#### WHAT IS BEING ASKED:
Repeat, exactly and in full, the lines of the listing below, but without any pictures.

DATA BLOCK start

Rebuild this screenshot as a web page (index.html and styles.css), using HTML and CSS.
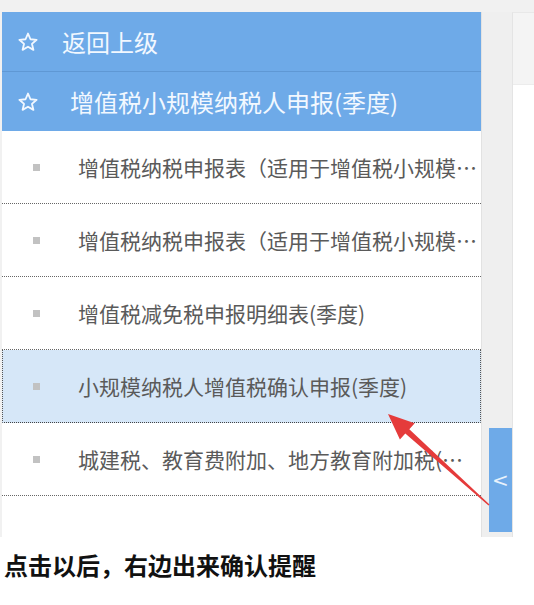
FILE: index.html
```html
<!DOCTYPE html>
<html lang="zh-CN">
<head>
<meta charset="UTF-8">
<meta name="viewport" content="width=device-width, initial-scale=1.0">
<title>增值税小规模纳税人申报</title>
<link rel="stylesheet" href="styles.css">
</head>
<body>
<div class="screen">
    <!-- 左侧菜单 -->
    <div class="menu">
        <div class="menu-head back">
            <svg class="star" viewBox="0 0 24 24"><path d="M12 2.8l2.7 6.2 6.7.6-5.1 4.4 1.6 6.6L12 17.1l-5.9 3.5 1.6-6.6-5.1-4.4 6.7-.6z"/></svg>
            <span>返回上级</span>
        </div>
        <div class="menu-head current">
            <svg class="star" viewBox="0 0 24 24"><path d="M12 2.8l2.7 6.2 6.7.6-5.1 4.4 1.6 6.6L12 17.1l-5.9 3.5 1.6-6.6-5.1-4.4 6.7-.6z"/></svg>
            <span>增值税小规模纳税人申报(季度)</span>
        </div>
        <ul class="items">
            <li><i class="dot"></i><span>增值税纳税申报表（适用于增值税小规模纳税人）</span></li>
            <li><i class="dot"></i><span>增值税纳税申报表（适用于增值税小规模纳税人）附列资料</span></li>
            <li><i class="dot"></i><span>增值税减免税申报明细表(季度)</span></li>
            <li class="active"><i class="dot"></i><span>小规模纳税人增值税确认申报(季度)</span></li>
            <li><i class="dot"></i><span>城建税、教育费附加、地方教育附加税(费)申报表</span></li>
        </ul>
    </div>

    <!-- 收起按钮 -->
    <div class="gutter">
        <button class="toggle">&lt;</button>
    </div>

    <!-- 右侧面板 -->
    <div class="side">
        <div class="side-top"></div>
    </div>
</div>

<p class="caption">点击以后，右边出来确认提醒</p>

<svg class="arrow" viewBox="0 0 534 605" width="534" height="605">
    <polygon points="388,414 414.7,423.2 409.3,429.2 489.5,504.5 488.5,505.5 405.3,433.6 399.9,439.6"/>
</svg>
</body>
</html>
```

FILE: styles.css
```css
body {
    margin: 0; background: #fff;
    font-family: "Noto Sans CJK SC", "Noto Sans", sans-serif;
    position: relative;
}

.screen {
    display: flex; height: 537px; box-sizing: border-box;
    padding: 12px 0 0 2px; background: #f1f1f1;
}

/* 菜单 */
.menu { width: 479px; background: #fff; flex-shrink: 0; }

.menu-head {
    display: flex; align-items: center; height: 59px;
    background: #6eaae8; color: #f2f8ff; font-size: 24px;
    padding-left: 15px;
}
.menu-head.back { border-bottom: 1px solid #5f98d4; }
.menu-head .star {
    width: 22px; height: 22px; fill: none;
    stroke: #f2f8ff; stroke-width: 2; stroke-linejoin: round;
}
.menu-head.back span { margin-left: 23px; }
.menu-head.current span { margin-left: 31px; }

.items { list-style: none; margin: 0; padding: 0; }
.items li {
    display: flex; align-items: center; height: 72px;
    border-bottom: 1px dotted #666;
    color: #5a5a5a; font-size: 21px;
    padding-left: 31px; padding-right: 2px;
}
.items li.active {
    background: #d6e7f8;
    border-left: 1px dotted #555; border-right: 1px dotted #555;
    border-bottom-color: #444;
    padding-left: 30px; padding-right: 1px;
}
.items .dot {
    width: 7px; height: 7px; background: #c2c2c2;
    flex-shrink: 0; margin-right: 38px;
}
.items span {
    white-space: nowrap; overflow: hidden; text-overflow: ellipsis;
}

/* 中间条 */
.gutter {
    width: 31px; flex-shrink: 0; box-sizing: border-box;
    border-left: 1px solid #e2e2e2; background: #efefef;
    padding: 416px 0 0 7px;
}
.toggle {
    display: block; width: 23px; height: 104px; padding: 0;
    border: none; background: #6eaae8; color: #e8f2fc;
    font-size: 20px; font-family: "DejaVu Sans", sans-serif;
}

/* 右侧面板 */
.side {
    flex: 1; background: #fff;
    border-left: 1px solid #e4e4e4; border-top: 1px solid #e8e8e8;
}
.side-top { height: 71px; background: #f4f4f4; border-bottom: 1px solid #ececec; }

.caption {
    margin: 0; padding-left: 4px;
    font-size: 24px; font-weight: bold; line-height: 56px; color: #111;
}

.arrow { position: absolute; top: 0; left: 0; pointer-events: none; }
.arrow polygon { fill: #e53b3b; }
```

DATA BLOCK end

#### IN RESPONSE:
Rebuild this screenshot as a web page (index.html and styles.css), using HTML and CSS.
FILE: index.html
```html
<!DOCTYPE html>
<html lang="zh-CN">
<head>
<meta charset="UTF-8">
<meta name="viewport" content="width=device-width, initial-scale=1.0">
<title>增值税小规模纳税人申报</title>
<link rel="stylesheet" href="styles.css">
</head>
<body>
<div class="screen">
    <!-- 左侧菜单 -->
    <div class="menu">
        <div class="menu-head back">
            <svg class="star" viewBox="0 0 24 24"><path d="M12 2.8l2.7 6.2 6.7.6-5.1 4.4 1.6 6.6L12 17.1l-5.9 3.5 1.6-6.6-5.1-4.4 6.7-.6z"/></svg>
            <span>返回上级</span>
        </div>
        <div class="menu-head current">
            <svg class="star" viewBox="0 0 24 24"><path d="M12 2.8l2.7 6.2 6.7.6-5.1 4.4 1.6 6.6L12 17.1l-5.9 3.5 1.6-6.6-5.1-4.4 6.7-.6z"/></svg>
            <span>增值税小规模纳税人申报(季度)</span>
        </div>
        <ul class="items">
            <li><i class="dot"></i><span>增值税纳税申报表（适用于增值税小规模纳税人）</span></li>
            <li><i class="dot"></i><span>增值税纳税申报表（适用于增值税小规模纳税人）附列资料</span></li>
            <li><i class="dot"></i><span>增值税减免税申报明细表(季度)</span></li>
            <li class="active"><i class="dot"></i><span>小规模纳税人增值税确认申报(季度)</span></li>
            <li><i class="dot"></i><span>城建税、教育费附加、地方教育附加税(费)申报表</span></li>
        </ul>
    </div>

    <!-- 收起按钮 -->
    <div class="gutter">
        <button class="toggle">&lt;</button>
    </div>

    <!-- 右侧面板 -->
    <div class="side">
        <div class="side-top"></div>
    </div>
</div>

<p class="caption">点击以后，右边出来确认提醒</p>

<svg class="arrow" viewBox="0 0 534 605" width="534" height="605">
    <polygon points="388,414 414.7,423.2 409.3,429.2 489.5,504.5 488.5,505.5 405.3,433.6 399.9,439.6"/>
</svg>
</body>
</html>
```

FILE: styles.css
```css
body {
    margin: 0; background: #fff;
    font-family: "Noto Sans CJK SC", "Noto Sans", sans-serif;
    position: relative;
}

.screen {
    display: flex; height: 537px; box-sizing: border-box;
    padding: 12px 0 0 2px; background: #f1f1f1;
}

/* 菜单 */
.menu { width: 479px; background: #fff; flex-shrink: 0; }

.menu-head {
    display: flex; align-items: center; height: 59px;
    background: #6eaae8; color: #f2f8ff; font-size: 24px;
    padding-left: 15px;
}
.menu-head.back { border-bottom: 1px solid #5f98d4; }
.menu-head .star {
    width: 22px; height: 22px; fill: none;
    stroke: #f2f8ff; stroke-width: 2; stroke-linejoin: round;
}
.menu-head.back span { margin-left: 23px; }
.menu-head.current span { margin-left: 31px; }

.items { list-style: none; margin: 0; padding: 0; }
.items li {
    display: flex; align-items: center; height: 72px;
    border-bottom: 1px dotted #666;
    color: #5a5a5a; font-size: 21px;
    padding-left: 31px; padding-right: 2px;
}
.items li.active {
    background: #d6e7f8;
    border-left: 1px dotted #555; border-right: 1px dotted #555;
    border-bottom-color: #444;
    padding-left: 30px; padding-right: 1px;
}
.items .dot {
    width: 7px; height: 7px; background: #c2c2c2;
    flex-shrink: 0; margin-right: 38px;
}
.items span {
    white-space: nowrap; overflow: hidden; text-overflow: ellipsis;
}

/* 中间条 */
.gutter {
    width: 31px; flex-shrink: 0; box-sizing: border-box;
    border-left: 1px solid #e2e2e2; background: #efefef;
    padding: 416px 0 0 7px;
}
.toggle {
    display: block; width: 23px; height: 104px; padding: 0;
    border: none; background: #6eaae8; color: #e8f2fc;
    font-size: 20px; font-family: "DejaVu Sans", sans-serif;
}

/* 右侧面板 */
.side {
    flex: 1; background: #fff;
    border-left: 1px solid #e4e4e4; border-top: 1px solid #e8e8e8;
}
.side-top { height: 71px; background: #f4f4f4; border-bottom: 1px solid #ececec; }

.caption {
    margin: 0; padding-left: 4px;
    font-size: 24px; font-weight: bold; line-height: 56px; color: #111;
}

.arrow { position: absolute; top: 0; left: 0; pointer-events: none; }
.arrow polygon { fill: #e53b3b; }
```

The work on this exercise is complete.